Pages as source code:
= = = = = = =
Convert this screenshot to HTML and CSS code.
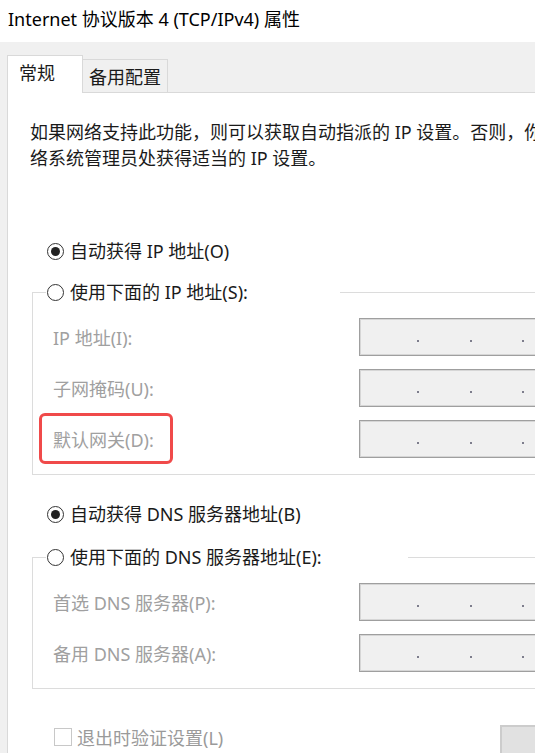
FILE: index.html
```html
<!DOCTYPE html>
<html lang="zh-CN">
<head>
<meta charset="utf-8">
<title>Internet 协议版本 4 (TCP/IPv4) 属性</title>
<link rel="stylesheet" href="styles.css">
</head>
<body>
<div class="window">
  <div class="titlebar">Internet 协议版本 4 (TCP/IPv4) 属性</div>
  <div class="tabs">
    <div class="tab tab-active">常规</div>
    <div class="tab tab-inactive">备用配置</div>
  </div>
  <div class="panel">
    <p class="intro">如果网络支持此功能，则可以获取自动指派的 IP 设置。否则，你需要从网<br>络系统管理员处获得适当的 IP 设置。</p>

    <div class="radio-row radio-first">
      <span class="radio checked"></span>
      <span class="radio-text">自动获得 IP 地址(O)</span>
    </div>

    <fieldset class="group group-ip">
      <legend class="group-legend legend-ip">
        <span class="radio"></span>
        <span class="radio-text">使用下面的 IP 地址(S):</span>
      </legend>
      <div class="field-row">
        <span class="field-label">IP 地址(I):</span>
        <span class="ip-box"><i class="dot"></i><i class="dot"></i><i class="dot"></i></span>
      </div>
      <div class="field-row">
        <span class="field-label">子网掩码(U):</span>
        <span class="ip-box"><i class="dot"></i><i class="dot"></i><i class="dot"></i></span>
      </div>
      <div class="field-row">
        <span class="mark"></span>
        <span class="field-label">默认网关(D):</span>
        <span class="ip-box"><i class="dot"></i><i class="dot"></i><i class="dot"></i></span>
      </div>
    </fieldset>

    <div class="radio-row radio-dns">
      <span class="radio checked"></span>
      <span class="radio-text">自动获得 DNS 服务器地址(B)</span>
    </div>

    <fieldset class="group group-dns">
      <legend class="group-legend legend-dns">
        <span class="radio"></span>
        <span class="radio-text">使用下面的 DNS 服务器地址(E):</span>
      </legend>
      <div class="field-row">
        <span class="field-label">首选 DNS 服务器(P):</span>
        <span class="ip-box"><i class="dot"></i><i class="dot"></i><i class="dot"></i></span>
      </div>
      <div class="field-row">
        <span class="field-label">备用 DNS 服务器(A):</span>
        <span class="ip-box"><i class="dot"></i><i class="dot"></i><i class="dot"></i></span>
      </div>
    </fieldset>

    <div class="bottom-row">
      <div class="check-wrap">
        <span class="checkbox"></span>
        <span class="check-text">退出时验证设置(L)</span>
      </div>
      <div class="button"></div>
    </div>
  </div>
</div>
</body>
</html>
```

FILE: styles.css
```css
html, body {
  margin: 0;
  padding: 0;
}

body {
  width: 535px;
  height: 753px;
  overflow: hidden;
  background: #f0f0f0;
  font-family: "Noto Sans", "Noto Sans CJK SC", sans-serif;
  font-size: 18px;
  color: #1a1a1a;
}

.window {
  width: 535px;
  height: 753px;
}

.titlebar {
  height: 42px;
  line-height: 38px;
  padding-left: 8px;
  background: #ffffff;
  color: #000000;
  white-space: nowrap;
}

.tabs {
  display: flex;
  align-items: flex-end;
  margin-top: 13px;
  margin-bottom: -1px;
  padding-left: 7px;
  position: relative;
  z-index: 1;
}

.tab {
  box-sizing: border-box;
  white-space: nowrap;
  color: #1a1a1a;
}

.tab-active {
  width: 76px;
  height: 38px;
  line-height: 34px;
  padding-left: 11px;
  border: 1px solid #d9d9d9;
  border-bottom: none;
  background: #ffffff;
}

.tab-inactive {
  width: 85px;
  height: 34px;
  line-height: 30px;
  padding-top: 2px;
  padding-left: 6px;
  border: 1px solid #d9d9d9;
  border-left: none;
  background: #f0f0f0;
}

.panel {
  margin-left: 7px;
  width: 640px;
  height: 700px;
  box-sizing: border-box;
  padding-left: 22px;
  padding-top: 1px;
  border-top: 1px solid #d9d9d9;
  border-left: 1px solid #d9d9d9;
  background: #ffffff;
}

.intro {
  margin: 25px 0 0 0;
  line-height: 26px;
  white-space: nowrap;
}

.radio-row {
  display: flex;
  align-items: center;
  height: 26px;
  padding-left: 17px;
  gap: 6px;
  white-space: nowrap;
}

.radio-first {
  margin-top: 67px;
}

.radio-dns {
  margin-top: 26px;
}

.radio {
  box-sizing: border-box;
  width: 17px;
  height: 17px;
  border: 1px solid #333333;
  border-radius: 50%;
  display: flex;
  align-items: center;
  justify-content: center;
  flex: none;
  background: #ffffff;
}

.radio.checked::after {
  content: "";
  width: 9px;
  height: 9px;
  border-radius: 50%;
  background: #222222;
}

.radio-text {
  line-height: 26px;
}

.group {
  margin: 15px 0 0 2px;
  padding: 13px 0 16px 20px;
  border: 1px solid #dcdcdc;
  width: 560px;
  min-width: 0;
}

.group-dns {
  margin-top: 17px;
}

.group-legend {
  display: flex;
  align-items: center;
  gap: 6px;
  box-sizing: border-box;
  height: 26px;
  padding: 0 0 0 1px;
  margin-left: -7px;
  white-space: nowrap;
  background: #ffffff;
}

.legend-ip {
  width: 294px;
}

.legend-dns {
  width: 362px;
}

.field-row {
  position: relative;
  display: flex;
  align-items: center;
  height: 38px;
  margin-bottom: 13px;
}

.field-row:last-child {
  margin-bottom: 0;
}

.field-label {
  width: 306px;
  flex: none;
  color: #a0a0a0;
  white-space: nowrap;
}

.ip-box {
  box-sizing: border-box;
  display: flex;
  align-items: center;
  gap: 50.5px;
  width: 230px;
  height: 38px;
  padding-left: 57px;
  border: 1px solid #9f9f9f;
  box-shadow: inset 0 0 0 1px #d6d6d6;
  background: #f0f0f0;
  flex: none;
}

.dot {
  display: block;
  width: 2px;
  height: 2px;
  margin-top: 8px;
  background: #7d7d8c;
}

.mark {
  position: absolute;
  left: -14px;
  top: -7px;
  width: 134px;
  height: 51px;
  box-sizing: border-box;
  border: 3px solid #f04a4a;
  border-radius: 6px;
  pointer-events: none;
}

.bottom-row {
  display: flex;
  align-items: flex-start;
  margin-top: 35px;
}

.check-wrap {
  display: flex;
  align-items: center;
  gap: 5px;
  width: 470px;
  height: 26px;
  padding-left: 24px;
  box-sizing: border-box;
  white-space: nowrap;
}

.checkbox {
  box-sizing: border-box;
  width: 18px;
  height: 18px;
  border: 1px solid #c8c8c8;
  background: #ffffff;
  flex: none;
}

.check-text {
  color: #9a9a9a;
}

.button {
  box-sizing: border-box;
  margin-top: 1px;
  width: 110px;
  height: 34px;
  border: 2px solid #cccccc;
  background: #e1e1e1;
}
```
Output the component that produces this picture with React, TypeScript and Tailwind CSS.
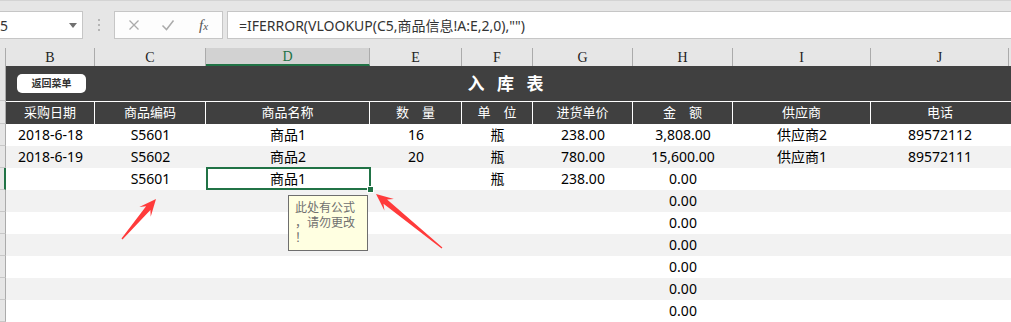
= = = = = = =
# WRITTEN TASK
Your copy of the data should match it exactly, except that pictures are left out.

# OUTPUT OF THE TASK
Convert this screenshot to HTML and CSS code.
FILE: index.html
```html
<!DOCTYPE html>
<html lang="zh-CN">
<head>
<meta charset="utf-8">
<title>Internet 协议版本 4 (TCP/IPv4) 属性</title>
<link rel="stylesheet" href="styles.css">
</head>
<body>
<div class="window">
  <div class="titlebar">Internet 协议版本 4 (TCP/IPv4) 属性</div>
  <div class="tabs">
    <div class="tab tab-active">常规</div>
    <div class="tab tab-inactive">备用配置</div>
  </div>
  <div class="panel">
    <p class="intro">如果网络支持此功能，则可以获取自动指派的 IP 设置。否则，你需要从网<br>络系统管理员处获得适当的 IP 设置。</p>

    <div class="radio-row radio-first">
      <span class="radio checked"></span>
      <span class="radio-text">自动获得 IP 地址(O)</span>
    </div>

    <fieldset class="group group-ip">
      <legend class="group-legend legend-ip">
        <span class="radio"></span>
        <span class="radio-text">使用下面的 IP 地址(S):</span>
      </legend>
      <div class="field-row">
        <span class="field-label">IP 地址(I):</span>
        <span class="ip-box"><i class="dot"></i><i class="dot"></i><i class="dot"></i></span>
      </div>
      <div class="field-row">
        <span class="field-label">子网掩码(U):</span>
        <span class="ip-box"><i class="dot"></i><i class="dot"></i><i class="dot"></i></span>
      </div>
      <div class="field-row">
        <span class="mark"></span>
        <span class="field-label">默认网关(D):</span>
        <span class="ip-box"><i class="dot"></i><i class="dot"></i><i class="dot"></i></span>
      </div>
    </fieldset>

    <div class="radio-row radio-dns">
      <span class="radio checked"></span>
      <span class="radio-text">自动获得 DNS 服务器地址(B)</span>
    </div>

    <fieldset class="group group-dns">
      <legend class="group-legend legend-dns">
        <span class="radio"></span>
        <span class="radio-text">使用下面的 DNS 服务器地址(E):</span>
      </legend>
      <div class="field-row">
        <span class="field-label">首选 DNS 服务器(P):</span>
        <span class="ip-box"><i class="dot"></i><i class="dot"></i><i class="dot"></i></span>
      </div>
      <div class="field-row">
        <span class="field-label">备用 DNS 服务器(A):</span>
        <span class="ip-box"><i class="dot"></i><i class="dot"></i><i class="dot"></i></span>
      </div>
    </fieldset>

    <div class="bottom-row">
      <div class="check-wrap">
        <span class="checkbox"></span>
        <span class="check-text">退出时验证设置(L)</span>
      </div>
      <div class="button"></div>
    </div>
  </div>
</div>
</body>
</html>
```

FILE: styles.css
```css
html, body {
  margin: 0;
  padding: 0;
}

body {
  width: 535px;
  height: 753px;
  overflow: hidden;
  background: #f0f0f0;
  font-family: "Noto Sans", "Noto Sans CJK SC", sans-serif;
  font-size: 18px;
  color: #1a1a1a;
}

.window {
  width: 535px;
  height: 753px;
}

.titlebar {
  height: 42px;
  line-height: 38px;
  padding-left: 8px;
  background: #ffffff;
  color: #000000;
  white-space: nowrap;
}

.tabs {
  display: flex;
  align-items: flex-end;
  margin-top: 13px;
  margin-bottom: -1px;
  padding-left: 7px;
  position: relative;
  z-index: 1;
}

.tab {
  box-sizing: border-box;
  white-space: nowrap;
  color: #1a1a1a;
}

.tab-active {
  width: 76px;
  height: 38px;
  line-height: 34px;
  padding-left: 11px;
  border: 1px solid #d9d9d9;
  border-bottom: none;
  background: #ffffff;
}

.tab-inactive {
  width: 85px;
  height: 34px;
  line-height: 30px;
  padding-top: 2px;
  padding-left: 6px;
  border: 1px solid #d9d9d9;
  border-left: none;
  background: #f0f0f0;
}

.panel {
  margin-left: 7px;
  width: 640px;
  height: 700px;
  box-sizing: border-box;
  padding-left: 22px;
  padding-top: 1px;
  border-top: 1px solid #d9d9d9;
  border-left: 1px solid #d9d9d9;
  background: #ffffff;
}

.intro {
  margin: 25px 0 0 0;
  line-height: 26px;
  white-space: nowrap;
}

.radio-row {
  display: flex;
  align-items: center;
  height: 26px;
  padding-left: 17px;
  gap: 6px;
  white-space: nowrap;
}

.radio-first {
  margin-top: 67px;
}

.radio-dns {
  margin-top: 26px;
}

.radio {
  box-sizing: border-box;
  width: 17px;
  height: 17px;
  border: 1px solid #333333;
  border-radius: 50%;
  display: flex;
  align-items: center;
  justify-content: center;
  flex: none;
  background: #ffffff;
}

.radio.checked::after {
  content: "";
  width: 9px;
  height: 9px;
  border-radius: 50%;
  background: #222222;
}

.radio-text {
  line-height: 26px;
}

.group {
  margin: 15px 0 0 2px;
  padding: 13px 0 16px 20px;
  border: 1px solid #dcdcdc;
  width: 560px;
  min-width: 0;
}

.group-dns {
  margin-top: 17px;
}

.group-legend {
  display: flex;
  align-items: center;
  gap: 6px;
  box-sizing: border-box;
  height: 26px;
  padding: 0 0 0 1px;
  margin-left: -7px;
  white-space: nowrap;
  background: #ffffff;
}

.legend-ip {
  width: 294px;
}

.legend-dns {
  width: 362px;
}

.field-row {
  position: relative;
  display: flex;
  align-items: center;
  height: 38px;
  margin-bottom: 13px;
}

.field-row:last-child {
  margin-bottom: 0;
}

.field-label {
  width: 306px;
  flex: none;
  color: #a0a0a0;
  white-space: nowrap;
}

.ip-box {
  box-sizing: border-box;
  display: flex;
  align-items: center;
  gap: 50.5px;
  width: 230px;
  height: 38px;
  padding-left: 57px;
  border: 1px solid #9f9f9f;
  box-shadow: inset 0 0 0 1px #d6d6d6;
  background: #f0f0f0;
  flex: none;
}

.dot {
  display: block;
  width: 2px;
  height: 2px;
  margin-top: 8px;
  background: #7d7d8c;
}

.mark {
  position: absolute;
  left: -14px;
  top: -7px;
  width: 134px;
  height: 51px;
  box-sizing: border-box;
  border: 3px solid #f04a4a;
  border-radius: 6px;
  pointer-events: none;
}

.bottom-row {
  display: flex;
  align-items: flex-start;
  margin-top: 35px;
}

.check-wrap {
  display: flex;
  align-items: center;
  gap: 5px;
  width: 470px;
  height: 26px;
  padding-left: 24px;
  box-sizing: border-box;
  white-space: nowrap;
}

.checkbox {
  box-sizing: border-box;
  width: 18px;
  height: 18px;
  border: 1px solid #c8c8c8;
  background: #ffffff;
  flex: none;
}

.check-text {
  color: #9a9a9a;
}

.button {
  box-sizing: border-box;
  margin-top: 1px;
  width: 110px;
  height: 34px;
  border: 2px solid #cccccc;
  background: #e1e1e1;
}
```
Output the component that produces this picture with React, TypeScript and Tailwind CSS.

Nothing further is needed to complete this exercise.